Passing Oke Tor (D9), I was well into the final leg. I met Paul Buck, who had walked out to see me finish, at Knattaborough Tor. Time flew by as we talked with not much to document other than a brand new benchmark find at SX 61019 92076 - one that I had failed to notice last time around.

To conclude the moorland section, and to save my legs the hassle of the rocky ground in West Cleave, we stayed high and visited Cleave Tor, with its stunning non-granite cliff.

B.M. 1255.8, W facing, beside track

B.M. 1255.8, W facing, beside track

Cleave Tor

The final part was a descent past Eastlake on the tarmac road, and here, although it started at Oke Tor, the calf in my left leg really started to play up. I could still walk easily enough, but it was niggly and not overly pleasant.

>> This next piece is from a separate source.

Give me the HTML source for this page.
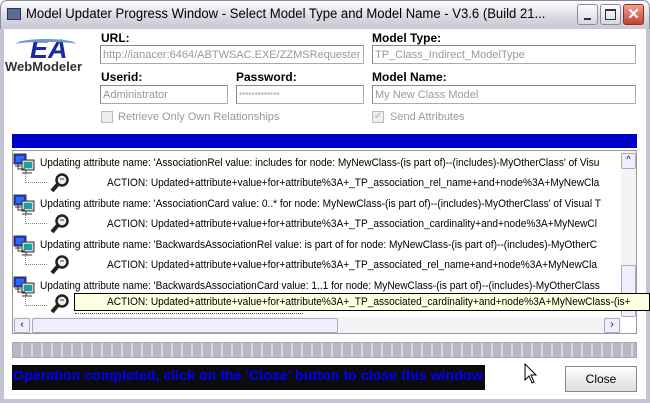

Passing under the A30 and Fatherford Railway Bridge, we made it to Fatherford Viaduct (A9). I didn't know how to feel, as it was just Paul and I, but I felt elated to have safely travelled just over 32 miles from South to North, in 12.5 hours in total, on a glorious day. I was amazed that my physical ability didn't let me down, but most importantly, how invaluable everyone's support was on Facebook throughout the day. It was a collective effort, and I thank everyone who has supported and donated.

Here's the route:

And HERE is the JustGiving page. I won't end this anytime soon just in case anyone wishes to make a donation/further donations now that I've completed the hike.

To thank everyone individually would take me until Christmas, but I would like to give special thanks to Paul Buck for seeing me finish and for kindly dropping me home; also to my mum for taking me to Ivybridge the next morning to retrieve my car; and lastly to North Dartmoor Search and Rescue Team for being AMAZING! I apologise to Clive Darke for not thinking of crossing Charlotte's Bridge to see if anyone was waiting for my early finish; we will have to catch up sometime. Similar goes to Gavin Grimsey; I hope you feel better and we must also meet up. I was not anticipating on finishing before 6pm, let alone 5pm!

I don't know what the next challenge will bring but I, for one, cannot wait.